YOUR TASK:
Look over the lines below. Report each one that includes the string "React".

INFORMATION SUPPLIED:
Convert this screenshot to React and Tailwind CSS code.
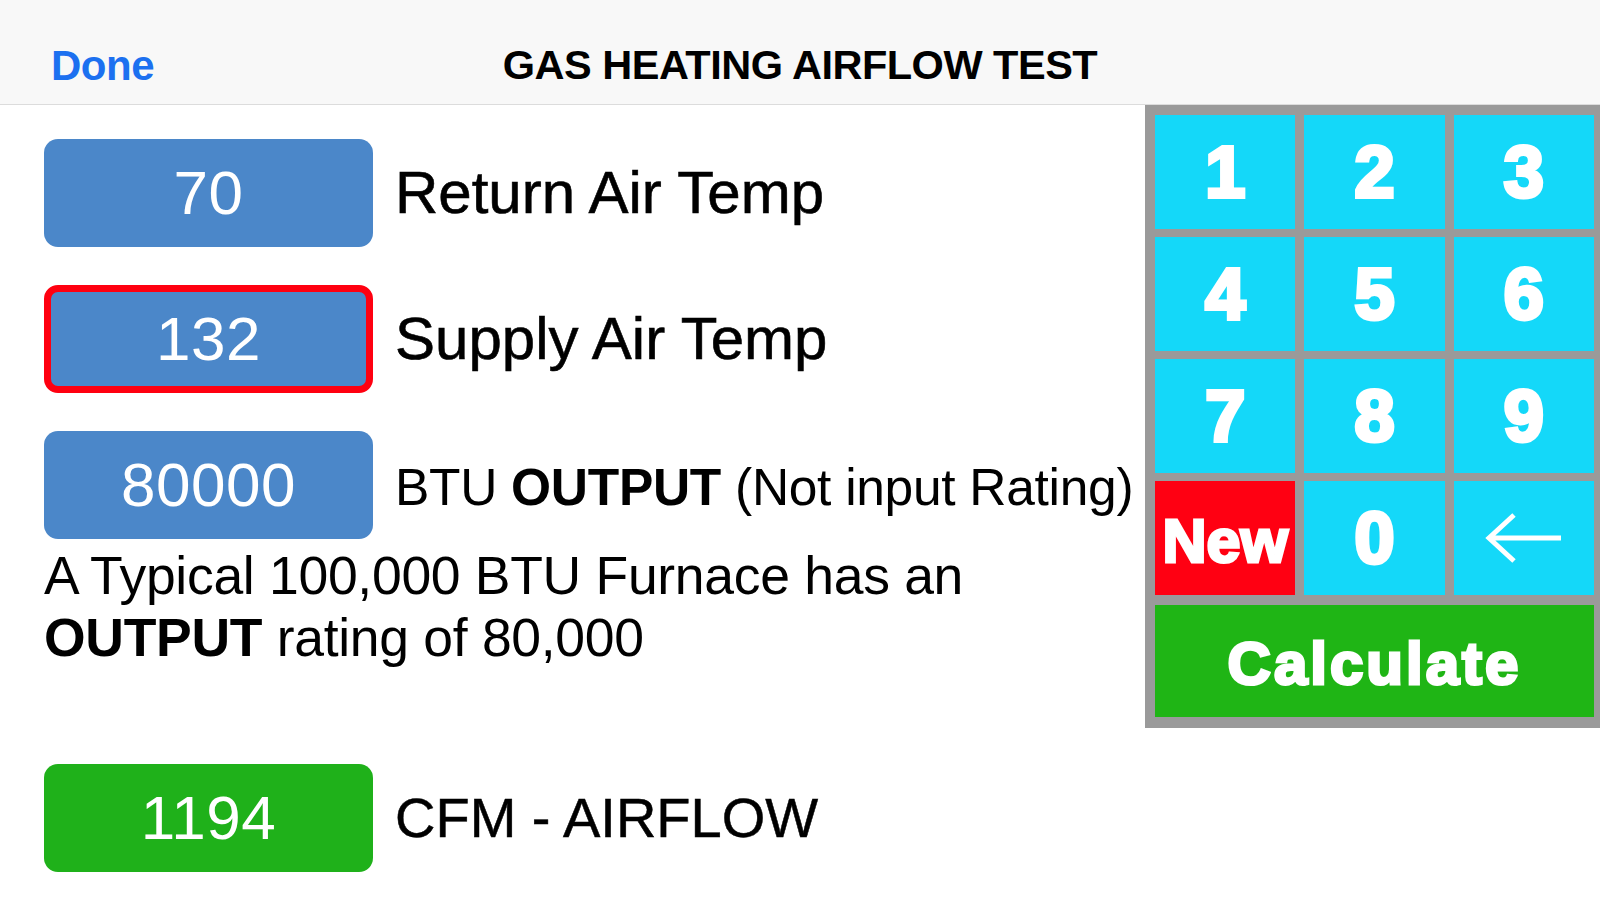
import React from "react";

const keys = ["1", "2", "3", "4", "5", "6", "7", "8", "9"];

function ValueBox({ value, color = "bg-[#4b87c9]", selected = false }) {
  return (
    <div
      className={`flex h-[108px] w-[329px] shrink-0 items-center justify-center rounded-[14px] ${color} ${
        selected ? "border-[7px] border-[#ff0010]" : ""
      }`}
    >
      <span className="text-[62px] leading-none tracking-[0.5px] text-white">{value}</span>
    </div>
  );
}

function BackArrow() {
  return (
    <svg width="78" height="52" viewBox="0 0 78 52" fill="none">
      <path d="M76 26H5M29 3L4 26l25 23" stroke="white" strokeWidth="5" strokeLinecap="butt" strokeLinejoin="miter" />
    </svg>
  );
}

export default function App() {
  return (
    <div className="h-[900px] w-[1600px] overflow-hidden bg-white font-['Liberation_Sans',Arial,sans-serif] text-black">
      <header className="grid h-[105px] grid-cols-[1fr_auto_1fr] items-center border-b border-[#dcdcdc] bg-[#f8f8f8] pt-[26px]">
        <div className="pl-[51px] text-[42px] font-bold tracking-[-0.5px] text-[#1c70f0]">Done</div>
        <div className="text-[41.5px] font-bold tracking-[-0.5px]">GAS HEATING AIRFLOW TEST</div>
        <div />
      </header>

      <div className="flex items-start">
        <main className="flex-1 pl-[44px] pt-[34px]">
          <div className="flex items-center gap-[22px]">
            <ValueBox value="70" />
            <span className="text-[60px] leading-none [-webkit-text-stroke:0.6px_black]">Return Air Temp</span>
          </div>
          <div className="mt-[38px] flex items-center gap-[22px]">
            <ValueBox value="132" selected />
            <span className="text-[60px] leading-none [-webkit-text-stroke:0.6px_black]">Supply Air Temp</span>
          </div>
          <div className="mt-[38px] flex items-center gap-[22px]">
            <ValueBox value="80000" />
            <span className="whitespace-nowrap pt-[6px] text-[51.5px] leading-none tracking-[-0.3px]">
              BTU <b>OUTPUT</b> (Not input Rating)
            </span>
          </div>
          <p className="mt-[6px] text-[53.5px] leading-[62px] tracking-[-0.3px]">
            A Typical 100,000 BTU Furnace has an
            <br />
            <b>OUTPUT</b> rating of 80,000
          </p>
          <div className="mt-[95px] flex items-center gap-[22px]">
            <ValueBox value="1194" color="bg-[#1fb11a]" />
            <span className="text-[56px] leading-none [-webkit-text-stroke:0.5px_black]">CFM - AIRFLOW</span>
          </div>
        </main>

        <aside className="w-[455px] shrink-0 bg-[#9a9a9a] pb-[11px] pl-[10px] pr-[6px] pt-[10px]">
          <div className="grid grid-cols-3 gap-x-[9px] gap-y-[8px]">
            {keys.map((k) => (
              <button
                key={k}
                className="flex h-[114px] items-center justify-center bg-[#14d8f9] text-[72px] font-bold leading-none text-white [-webkit-text-stroke:4px_white]"
              >
                {k}
              </button>
            ))}
            <button className="flex h-[114px] items-center justify-center bg-[#ff0012] pt-[6px] text-[61px] font-bold leading-none text-white [-webkit-text-stroke:3px_white]">
              New
            </button>
            <button className="flex h-[114px] items-center justify-center bg-[#14d8f9] text-[72px] font-bold leading-none text-white [-webkit-text-stroke:4px_white]">
              0
            </button>
            <button className="flex h-[114px] items-center justify-center bg-[#14d8f9]">
              <BackArrow />
            </button>
            <button className="col-span-3 mt-[2px] flex h-[112px] items-center justify-center bg-[#1fb515] pt-[6px] text-[60px] font-bold leading-none tracking-[3px] text-white [-webkit-text-stroke:3px_white]">
              Calculate
            </button>
          </div>
        </aside>
      </div>
    </div>
  );
}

FINISHED ANSWER:
Convert this screenshot to React and Tailwind CSS code.
import React from "react";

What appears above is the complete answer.